When I think of the success on Live Arcade of bog-standard arcade ports such as Teenage Mutant Ninja Turtles, it seems baffling that Sega haven’t looked to update Daytona USA for 2008 for the service.  The idea of sixteen player online racing on Three Seven Speedway is one that has me grinning from ear to ear, and even if it turned out that rose tinted glasses were hiding the flaws of the original game, the popularity of imperfect classics such as the aforementioned TMNT shows that consumers are prepared to go the extra mile to own a nostalgic slice of their childhood.  It would only take a general texture upgrade and the addition of Xbox Live racing to proceedings to make Daytona USA quite possibly the most popular game on Live Arcade ever released, and that’s no exaggeration.  It would even be a welcome inclusion to the lineup if it was a relatively “vanilla” release.

But how about a proper reimagining?  Take the courses from the arcade sequel, and the Championship Circuit Edition on the Saturn (that corrected many of the flaws from the original Saturn conversion), and maybe even the tracks from Scud Race, and deliver it all with a lovely 720p visual upgrade.  Et voila: a Live Arcade racing thriller.  Online championships, leagues… the possibilities for a vibrant community are mouth-watering.  Hell, with that amount of content, Sega could even look at a full retail release.

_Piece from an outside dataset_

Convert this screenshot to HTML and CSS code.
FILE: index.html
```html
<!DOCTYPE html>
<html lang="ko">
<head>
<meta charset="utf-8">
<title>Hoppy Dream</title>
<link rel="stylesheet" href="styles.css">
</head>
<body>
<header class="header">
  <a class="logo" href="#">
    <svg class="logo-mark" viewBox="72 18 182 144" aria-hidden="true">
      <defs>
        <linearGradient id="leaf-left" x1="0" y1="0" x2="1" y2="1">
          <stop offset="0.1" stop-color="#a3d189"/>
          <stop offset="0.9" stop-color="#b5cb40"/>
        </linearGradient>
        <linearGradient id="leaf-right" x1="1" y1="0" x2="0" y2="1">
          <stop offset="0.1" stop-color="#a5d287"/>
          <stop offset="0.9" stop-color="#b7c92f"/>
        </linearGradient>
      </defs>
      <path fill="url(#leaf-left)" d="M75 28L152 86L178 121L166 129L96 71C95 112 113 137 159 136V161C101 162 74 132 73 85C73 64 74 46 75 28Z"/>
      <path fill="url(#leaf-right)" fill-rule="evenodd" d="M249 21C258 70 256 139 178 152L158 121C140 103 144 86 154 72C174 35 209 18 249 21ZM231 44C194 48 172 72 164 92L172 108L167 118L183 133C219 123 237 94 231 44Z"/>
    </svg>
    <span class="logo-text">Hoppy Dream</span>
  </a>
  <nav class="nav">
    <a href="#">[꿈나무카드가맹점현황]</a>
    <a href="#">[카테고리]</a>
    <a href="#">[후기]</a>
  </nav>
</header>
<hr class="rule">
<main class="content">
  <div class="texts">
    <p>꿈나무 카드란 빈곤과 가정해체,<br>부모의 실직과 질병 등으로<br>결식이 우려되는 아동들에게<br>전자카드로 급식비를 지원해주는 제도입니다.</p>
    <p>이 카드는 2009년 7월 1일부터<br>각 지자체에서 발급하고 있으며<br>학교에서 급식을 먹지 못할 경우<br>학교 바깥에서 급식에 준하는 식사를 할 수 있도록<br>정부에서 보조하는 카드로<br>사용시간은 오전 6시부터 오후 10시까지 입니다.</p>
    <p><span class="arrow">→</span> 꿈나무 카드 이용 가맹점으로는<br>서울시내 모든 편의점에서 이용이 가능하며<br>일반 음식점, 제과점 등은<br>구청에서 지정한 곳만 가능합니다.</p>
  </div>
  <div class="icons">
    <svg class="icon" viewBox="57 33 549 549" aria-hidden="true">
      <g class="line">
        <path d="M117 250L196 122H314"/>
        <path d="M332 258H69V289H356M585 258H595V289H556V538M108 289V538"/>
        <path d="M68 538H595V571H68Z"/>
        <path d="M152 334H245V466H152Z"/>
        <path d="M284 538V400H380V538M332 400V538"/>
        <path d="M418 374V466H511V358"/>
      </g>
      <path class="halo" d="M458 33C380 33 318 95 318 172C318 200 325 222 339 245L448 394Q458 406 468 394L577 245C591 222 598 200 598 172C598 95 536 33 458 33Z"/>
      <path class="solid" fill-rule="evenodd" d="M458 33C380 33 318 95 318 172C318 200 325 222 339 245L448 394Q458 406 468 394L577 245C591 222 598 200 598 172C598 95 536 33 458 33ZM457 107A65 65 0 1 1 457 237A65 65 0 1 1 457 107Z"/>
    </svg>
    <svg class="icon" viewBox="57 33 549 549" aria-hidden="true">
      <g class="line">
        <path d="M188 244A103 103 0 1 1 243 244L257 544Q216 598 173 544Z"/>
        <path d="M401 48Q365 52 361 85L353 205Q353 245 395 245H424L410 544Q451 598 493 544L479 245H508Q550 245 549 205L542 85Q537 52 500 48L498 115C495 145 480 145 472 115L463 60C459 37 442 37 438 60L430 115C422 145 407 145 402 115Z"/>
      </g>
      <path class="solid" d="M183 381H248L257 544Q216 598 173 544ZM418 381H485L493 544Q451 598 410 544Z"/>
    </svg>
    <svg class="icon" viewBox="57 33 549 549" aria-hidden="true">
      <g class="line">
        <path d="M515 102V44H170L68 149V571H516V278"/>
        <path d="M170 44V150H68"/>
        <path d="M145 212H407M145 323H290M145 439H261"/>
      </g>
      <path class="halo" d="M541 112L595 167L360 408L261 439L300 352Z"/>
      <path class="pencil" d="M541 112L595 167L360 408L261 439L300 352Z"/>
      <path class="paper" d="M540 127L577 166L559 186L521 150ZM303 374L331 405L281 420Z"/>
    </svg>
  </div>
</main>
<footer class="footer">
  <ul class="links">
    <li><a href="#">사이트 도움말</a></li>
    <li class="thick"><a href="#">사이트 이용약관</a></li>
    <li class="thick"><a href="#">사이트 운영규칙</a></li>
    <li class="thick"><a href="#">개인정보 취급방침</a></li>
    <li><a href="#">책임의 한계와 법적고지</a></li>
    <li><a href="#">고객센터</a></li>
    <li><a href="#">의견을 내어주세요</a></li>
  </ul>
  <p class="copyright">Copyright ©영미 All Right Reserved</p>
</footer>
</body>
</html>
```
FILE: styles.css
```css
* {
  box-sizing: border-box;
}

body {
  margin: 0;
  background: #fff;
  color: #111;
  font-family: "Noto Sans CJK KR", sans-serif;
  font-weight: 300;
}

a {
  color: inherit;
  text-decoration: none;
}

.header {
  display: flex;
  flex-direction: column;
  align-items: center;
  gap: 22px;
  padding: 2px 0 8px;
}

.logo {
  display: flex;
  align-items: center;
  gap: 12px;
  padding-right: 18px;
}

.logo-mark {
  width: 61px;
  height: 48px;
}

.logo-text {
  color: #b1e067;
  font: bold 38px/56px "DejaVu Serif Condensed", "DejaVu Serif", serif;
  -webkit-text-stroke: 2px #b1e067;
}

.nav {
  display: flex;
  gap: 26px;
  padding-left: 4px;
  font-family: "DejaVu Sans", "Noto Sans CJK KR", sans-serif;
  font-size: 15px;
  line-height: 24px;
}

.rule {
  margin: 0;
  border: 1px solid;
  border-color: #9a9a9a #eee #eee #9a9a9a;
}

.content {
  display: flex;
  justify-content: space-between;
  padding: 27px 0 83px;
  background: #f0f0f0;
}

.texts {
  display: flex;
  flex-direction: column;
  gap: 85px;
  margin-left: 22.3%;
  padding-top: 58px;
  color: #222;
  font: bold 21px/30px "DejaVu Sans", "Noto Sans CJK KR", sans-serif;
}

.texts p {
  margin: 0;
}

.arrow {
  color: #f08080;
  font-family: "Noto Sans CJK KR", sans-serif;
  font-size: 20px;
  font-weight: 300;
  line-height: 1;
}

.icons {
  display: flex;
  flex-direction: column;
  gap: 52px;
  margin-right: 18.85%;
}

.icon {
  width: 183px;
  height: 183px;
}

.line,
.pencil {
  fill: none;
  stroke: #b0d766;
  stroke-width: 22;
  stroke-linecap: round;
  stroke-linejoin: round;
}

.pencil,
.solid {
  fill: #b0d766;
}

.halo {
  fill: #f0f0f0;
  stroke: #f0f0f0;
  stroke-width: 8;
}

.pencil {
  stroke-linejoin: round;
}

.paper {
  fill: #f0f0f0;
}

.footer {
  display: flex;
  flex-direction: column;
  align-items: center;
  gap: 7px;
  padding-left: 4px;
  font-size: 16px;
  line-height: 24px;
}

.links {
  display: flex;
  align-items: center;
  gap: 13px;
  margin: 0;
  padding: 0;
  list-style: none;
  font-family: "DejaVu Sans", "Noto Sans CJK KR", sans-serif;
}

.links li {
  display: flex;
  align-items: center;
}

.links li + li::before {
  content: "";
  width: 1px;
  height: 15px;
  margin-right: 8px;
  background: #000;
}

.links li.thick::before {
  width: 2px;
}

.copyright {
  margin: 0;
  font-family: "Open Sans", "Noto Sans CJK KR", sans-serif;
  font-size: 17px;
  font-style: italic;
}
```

So, instead of continuing to defecate and piss all over the Sonic series’ decaying corpse, perhaps Sega should get back to what it’s good at.  Sumo Digital would be an ideal developer for the project, given its already fruitful relationship with handling the wares of Sega’s old AM2 division (Outrun 2, Outrun 2006: Coast 2 Coast), and a new, reimagined, or simply converted Daytona would be an ideal tonic to start to recover some of Sega’s currently faltering reputation with the gaming public.